If new wealth is created and the loan is paid back -- the result will be deflation -- because the money stays constant. If the wealth stays the same -- there will be no inflation or deflation.

If, through a depreciation of wealth , the total wealth is decreased -- there will be inflation.

So, in total -- there can be inflation or deflation or neither -- depending on a number of factors.

[2] That is not “the standard answer” it is only one reason for Inflation. Infllation, or the reduced buying power of cash can be caused by all sorts of things including a reduction in the amount of goods available. It might be an interesting exercise to list all the possible sourcs of inflation in an economic system --- I will bet there are 10 or more logical reasons for inflation.

[3] Not true -- money can be spent into the sysytem if the government that runs the system uses the money to pay for services or products used by that government. I am certain there are at least 20 sensible ways money could be inserted in a system.
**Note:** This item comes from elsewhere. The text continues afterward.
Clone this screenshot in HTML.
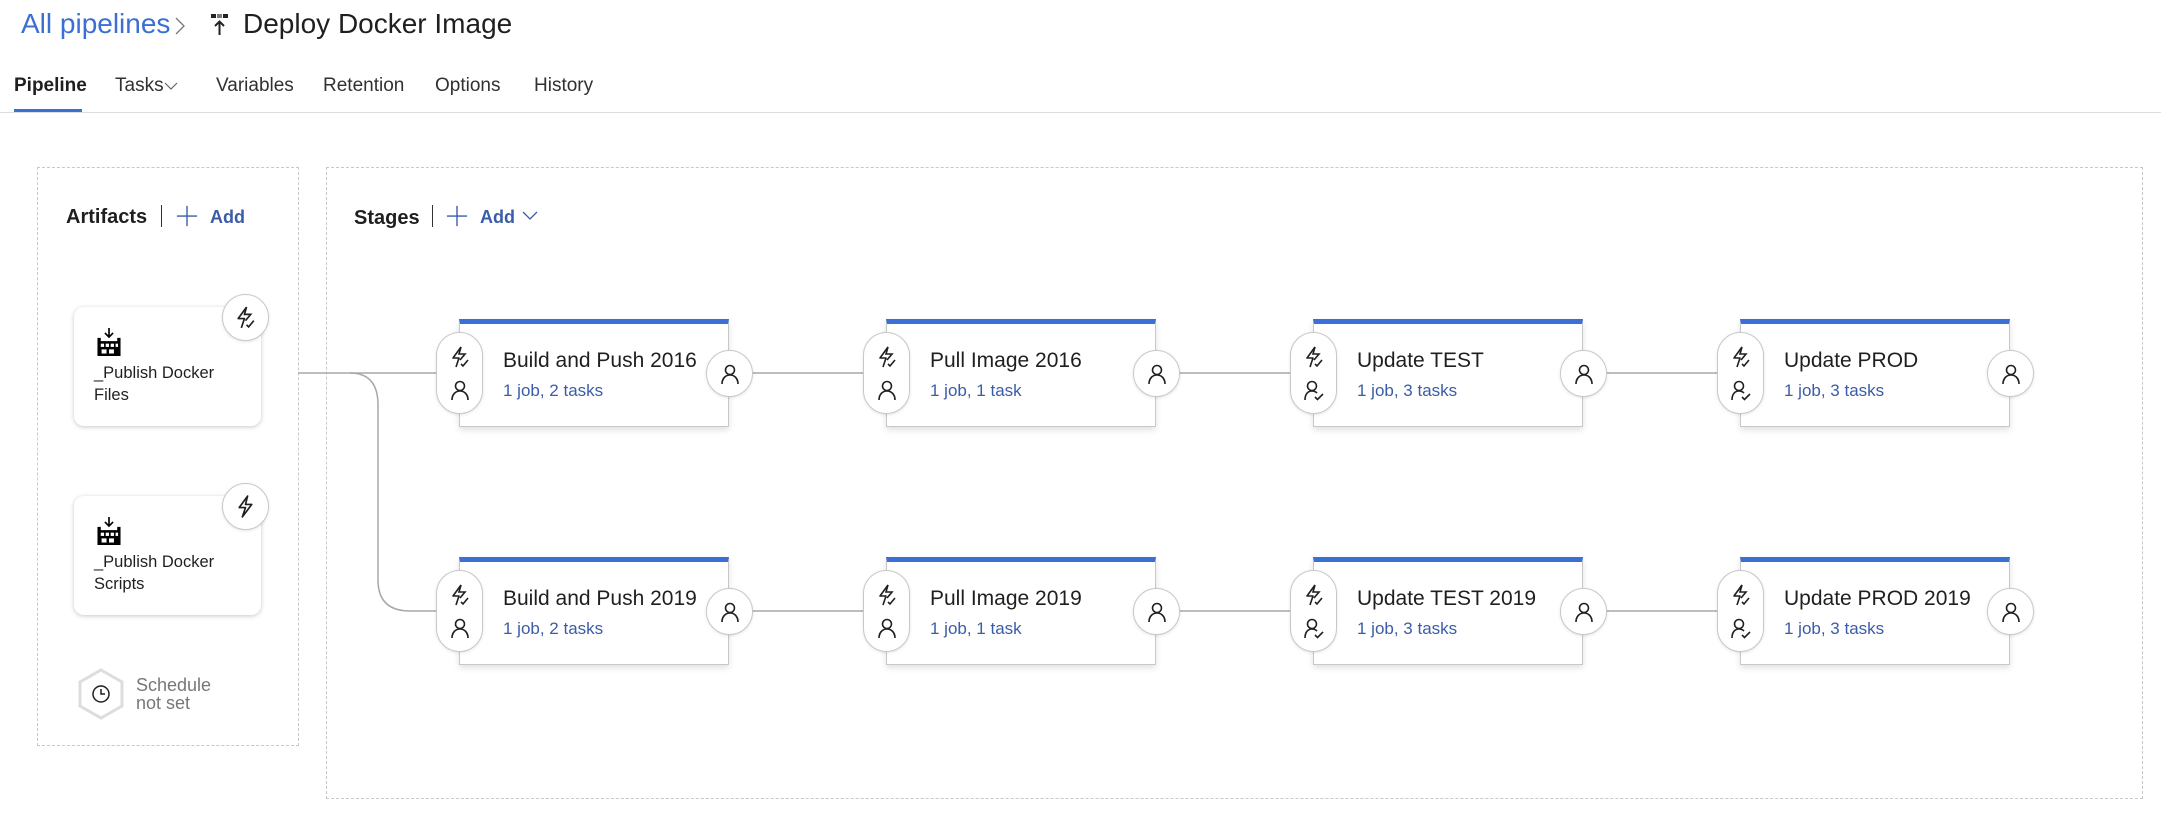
<!DOCTYPE html>
<html><head><meta charset="utf-8"><style>
*{box-sizing:border-box;margin:0;padding:0}
body{width:2161px;height:823px;background:#fff;font-family:"Liberation Sans",sans-serif;position:relative;overflow:hidden;color:#201f1e}
.a{position:absolute}
.tab{position:absolute;top:75px;font-size:19px;color:#323130}
.card{position:absolute;width:270px;height:108px;background:#fff;border:1px solid #c8c8c8;border-top:5px solid #3b6fd4;box-shadow:0 3px 6px rgba(0,0,0,.12)}
.pill{position:absolute;width:47px;height:82px;border-radius:24px;background:#fff;border:1px solid #c8c8c8;box-shadow:0 1px 3px rgba(0,0,0,.1)}
.circ{position:absolute;width:47px;height:47px;border-radius:50%;background:#fff;border:1px solid #c8c8c8;box-shadow:0 1px 3px rgba(0,0,0,.1)}
.t{position:absolute;font-size:21px;color:#201f1e;white-space:nowrap}
.s{position:absolute;font-size:17px;color:#3b5ca8;white-space:nowrap}
.art{position:absolute;width:187px;height:119px;background:#fff;border-radius:10px;box-shadow:0 1px 5px rgba(0,0,0,.22)}
.at{position:absolute;left:20px;font-size:16.5px;line-height:22px;color:#201f1e}
</style></head><body>
<svg width="0" height="0" style="position:absolute">
<symbol id="bolt" viewBox="0 0 24 24"><path d="M13 2 L5 13 H11 L8 22" fill="none" stroke="#201f1e" stroke-width="1.6" stroke-linejoin="round"/><path d="M13 2 L11 9 H17 L12 15" fill="none" stroke="#201f1e" stroke-width="1.6"/><path d="M13 19 L15 21 L20 15" fill="none" stroke="#201f1e" stroke-width="1.6"/></symbol>
<symbol id="bolt2" viewBox="0 0 24 24"><path d="M14 2 L6 13 H12 L9 22 L18 10 H12 Z" fill="none" stroke="#201f1e" stroke-width="1.6" stroke-linejoin="round"/></symbol>
<symbol id="person" viewBox="0 0 24 24"><circle cx="12" cy="8" r="4.5" fill="none" stroke="#201f1e" stroke-width="1.6"/><path d="M4 22 C4 16 8 13 12 13 C16 13 20 16 20 22" fill="none" stroke="#201f1e" stroke-width="1.6"/></symbol>
<symbol id="personc" viewBox="0 0 24 24"><circle cx="10" cy="8" r="4.5" fill="none" stroke="#201f1e" stroke-width="1.6"/><path d="M3 22 C3 16 6 13 10 13 C12 13 14 14 15 15" fill="none" stroke="#201f1e" stroke-width="1.6"/><path d="M13 19 L15.5 21.5 L21 16" fill="none" stroke="#201f1e" stroke-width="1.6"/></symbol>
<symbol id="art" viewBox="0 0 30 34"><path d="M15 0 V10 M10 6 L15 11 L20 6" fill="none" stroke="#000" stroke-width="2"/><path d="M1 12 H5 V16 H25 V12 H29 V34 H1 Z" fill="#000"/><rect x="5" y="19" width="4" height="4" fill="#fff"/><rect x="11" y="19" width="4" height="4" fill="#fff"/><rect x="17" y="19" width="4" height="4" fill="#fff"/><rect x="23" y="19" width="3" height="4" fill="#fff"/><rect x="6" y="26" width="6" height="5" fill="#fff"/><rect x="15" y="26" width="6" height="5" fill="#fff"/></symbol>
<symbol id="plus" viewBox="0 0 24 24"><path d="M12 1 V23 M1 12 H23" stroke="#3b5ca8" stroke-width="1.5"/></symbol>
</svg>

<div class="a" style="left:21px;top:8px;font-size:28px;color:#3b6fd4;">All pipelines</div>
<svg class="a" style="left:174px;top:16px" width="12" height="20"><path d="M2 2 L10 10 L2 18" fill="none" stroke="#777" stroke-width="1.3"/></svg>
<svg class="a" style="left:210px;top:14px" width="24" height="24" viewBox="0 0 24 24"><rect x="1" y="0" width="5" height="4" fill="#222"/><rect x="7" y="0" width="5" height="4" fill="#222" opacity=".6"/><rect x="13" y="0" width="5" height="4" fill="#222"/><path d="M9.5 21 V8 M5 12 L9.5 7.5 L14 12" fill="none" stroke="#222" stroke-width="2"/></svg>
<div class="a" style="left:243px;top:8px;font-size:28px;color:#201f1e;">Deploy Docker Image</div>

<div class="tab" style="left:14px;font-weight:bold;color:#201f1e">Pipeline</div>
<div class="tab" style="left:115px">Tasks</div>
<svg class="a" style="left:164px;top:82px" width="14" height="9"><path d="M1 1 L7 7 L13 1" fill="none" stroke="#666" stroke-width="1.2"/></svg>
<div class="tab" style="left:216px">Variables</div>
<div class="tab" style="left:323px">Retention</div>
<div class="tab" style="left:435px">Options</div>
<div class="tab" style="left:534px">History</div>
<div class="a" style="left:14px;top:109px;width:68px;height:3px;background:#3b6fd4"></div>
<div class="a" style="left:0;top:112px;width:2161px;height:1px;background:#ddd"></div>

<div class="a" style="left:37px;top:167px;width:262px;height:579px;border:1px dashed #c8c8c8"></div>
<div class="a" style="left:326px;top:167px;width:1817px;height:632px;border:1px dashed #c8c8c8"></div>

<div class="a" style="left:66px;top:206px;font-size:20px;font-weight:bold">Artifacts</div>
<div class="a" style="left:161px;top:205px;width:1px;height:22px;background:#333"></div>
<svg class="a" style="left:176px;top:205px" width="22" height="22"><use href="#plus"/></svg>
<div class="a" style="left:210px;top:207px;font-size:18px;font-weight:bold;color:#3b5ca8">Add</div>
<div class="a" style="left:354px;top:207px;font-size:20px;font-weight:bold">Stages</div>
<div class="a" style="left:432px;top:205px;width:1px;height:22px;background:#333"></div>
<svg class="a" style="left:446px;top:205px" width="22" height="22"><use href="#plus"/></svg>
<div class="a" style="left:480px;top:207px;font-size:18px;font-weight:bold;color:#3b5ca8">Add</div>
<svg class="a" style="left:522px;top:211px" width="16" height="10"><path d="M1 1 L8 8 L15 1" fill="none" stroke="#3b5ca8" stroke-width="1.3"/></svg>

<svg class="a" style="left:0;top:0" width="2161" height="823">
<g fill="none" stroke="#a8a8a8" stroke-width="1.5">
<path d="M298 373 H436"/>
<path d="M350 373 Q378 373 378 405 V580 Q378 611 410 611 H436"/>
<path d="M752 373 H863 M1179 373 H1290 M1606 373 H1717"/>
<path d="M752 611 H863 M1179 611 H1290 M1606 611 H1717"/>
</g></svg>

<div class="art" style="left:74px;top:307px"><svg class="a" style="left:22px;top:21px" width="26" height="28"><use href="#art"/></svg><div class="at" style="top:55px">_Publish Docker<br>Files</div></div>
<div class="circ" style="left:222px;top:294px"><svg class="a" style="left:10px;top:10px" width="25" height="25"><use href="#bolt"/></svg></div>
<div class="art" style="left:74px;top:496px"><svg class="a" style="left:22px;top:21px" width="26" height="28"><use href="#art"/></svg><div class="at" style="top:55px">_Publish Docker<br>Scripts</div></div>
<div class="circ" style="left:222px;top:483px"><svg class="a" style="left:10px;top:10px" width="25" height="25"><use href="#bolt2"/></svg></div>

<svg class="a" style="left:76px;top:668px" width="50" height="52"><path d="M25 2 L46 14 V38 L25 50 L4 38 V14 Z" fill="#fff" stroke="#ddd" stroke-width="3"/><circle cx="25" cy="26" r="8" fill="none" stroke="#201f1e" stroke-width="1.5"/><path d="M25 21 V26 H29" fill="none" stroke="#201f1e" stroke-width="1.5"/></svg>
<div class="a" style="left:136px;top:676px;font-size:18px;line-height:18px;color:#777">Schedule<br>not set</div>

<!-- row 1 -->
<div class="card" style="left:459px;top:319px"></div><div class="pill" style="left:436px;top:332px"><svg class="a" style="left:11px;top:12px" width="24" height="24"><use href="#bolt"/></svg><svg class="a" style="left:11px;top:45px" width="24" height="24"><use href="#person"/></svg></div><div class="circ" style="left:706px;top:350px"><svg class="a" style="left:11px;top:11px" width="24" height="24"><use href="#person"/></svg></div><div class="t" style="left:503px;top:349px">Build and Push 2016</div><div class="s" style="left:503px;top:381px">1 job, 2 tasks</div>
<div class="card" style="left:886px;top:319px"></div><div class="pill" style="left:863px;top:332px"><svg class="a" style="left:11px;top:12px" width="24" height="24"><use href="#bolt"/></svg><svg class="a" style="left:11px;top:45px" width="24" height="24"><use href="#person"/></svg></div><div class="circ" style="left:1133px;top:350px"><svg class="a" style="left:11px;top:11px" width="24" height="24"><use href="#person"/></svg></div><div class="t" style="left:930px;top:349px">Pull Image 2016</div><div class="s" style="left:930px;top:381px">1 job, 1 task</div>
<div class="card" style="left:1313px;top:319px"></div><div class="pill" style="left:1290px;top:332px"><svg class="a" style="left:11px;top:12px" width="24" height="24"><use href="#bolt"/></svg><svg class="a" style="left:11px;top:45px" width="24" height="24"><use href="#personc"/></svg></div><div class="circ" style="left:1560px;top:350px"><svg class="a" style="left:11px;top:11px" width="24" height="24"><use href="#person"/></svg></div><div class="t" style="left:1357px;top:349px">Update TEST</div><div class="s" style="left:1357px;top:381px">1 job, 3 tasks</div>
<div class="card" style="left:1740px;top:319px"></div><div class="pill" style="left:1717px;top:332px"><svg class="a" style="left:11px;top:12px" width="24" height="24"><use href="#bolt"/></svg><svg class="a" style="left:11px;top:45px" width="24" height="24"><use href="#personc"/></svg></div><div class="circ" style="left:1987px;top:350px"><svg class="a" style="left:11px;top:11px" width="24" height="24"><use href="#person"/></svg></div><div class="t" style="left:1784px;top:349px">Update PROD</div><div class="s" style="left:1784px;top:381px">1 job, 3 tasks</div>

<!-- row 2 -->
<div class="card" style="left:459px;top:557px"></div><div class="pill" style="left:436px;top:570px"><svg class="a" style="left:11px;top:12px" width="24" height="24"><use href="#bolt"/></svg><svg class="a" style="left:11px;top:45px" width="24" height="24"><use href="#person"/></svg></div><div class="circ" style="left:706px;top:588px"><svg class="a" style="left:11px;top:11px" width="24" height="24"><use href="#person"/></svg></div><div class="t" style="left:503px;top:587px">Build and Push 2019</div><div class="s" style="left:503px;top:619px">1 job, 2 tasks</div>
<div class="card" style="left:886px;top:557px"></div><div class="pill" style="left:863px;top:570px"><svg class="a" style="left:11px;top:12px" width="24" height="24"><use href="#bolt"/></svg><svg class="a" style="left:11px;top:45px" width="24" height="24"><use href="#person"/></svg></div><div class="circ" style="left:1133px;top:588px"><svg class="a" style="left:11px;top:11px" width="24" height="24"><use href="#person"/></svg></div><div class="t" style="left:930px;top:587px">Pull Image 2019</div><div class="s" style="left:930px;top:619px">1 job, 1 task</div>
<div class="card" style="left:1313px;top:557px"></div><div class="pill" style="left:1290px;top:570px"><svg class="a" style="left:11px;top:12px" width="24" height="24"><use href="#bolt"/></svg><svg class="a" style="left:11px;top:45px" width="24" height="24"><use href="#personc"/></svg></div><div class="circ" style="left:1560px;top:588px"><svg class="a" style="left:11px;top:11px" width="24" height="24"><use href="#person"/></svg></div><div class="t" style="left:1357px;top:587px">Update TEST 2019</div><div class="s" style="left:1357px;top:619px">1 job, 3 tasks</div>
<div class="card" style="left:1740px;top:557px"></div><div class="pill" style="left:1717px;top:570px"><svg class="a" style="left:11px;top:12px" width="24" height="24"><use href="#bolt"/></svg><svg class="a" style="left:11px;top:45px" width="24" height="24"><use href="#personc"/></svg></div><div class="circ" style="left:1987px;top:588px"><svg class="a" style="left:11px;top:11px" width="24" height="24"><use href="#person"/></svg></div><div class="t" style="left:1784px;top:587px">Update PROD 2019</div><div class="s" style="left:1784px;top:619px">1 job, 3 tasks</div>
</body></html>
For instance the government can run a lottery and simply give the money to the lottery winner. Or the government can use the money to pay for roads, waterways, airports, healthcare, social programs, infrastructure development, exploration, education, scientific research, or whatever.

[4] Who has been telling us all that for "all (y)our life" -- not anyone with any sense.

[5] What about money that is spent into the system?

[6] This is total nonsense for a few reasons. (A) It sets up a premise that does not happen in a real-world sysytem. (B) Money is not only lent into the system -- it is also (C) spent into the system if the people involved have any sense. (D) Interest does not usually cause any deficit of money.


TO SUM UP:

Wealth will naturally increase in every system where new wealth is created from natural resources which are not booked as wealth until some person turns them into products for sale in a market.

Wealth will naturally decrease through depreciation or waste.

Money can increase by government spending of new money it creates.

Loans do not increase the money supply over the long run -- because loans are usually paid back and that extinguishes the borrowed money.

Inflation or deflation happens as a result of the interplay between all these factors and a bunch of other things.


The worse part about this report is that error-filled writing like this is all over the Internet. Lots of people accept it as being true because they see it in so many places.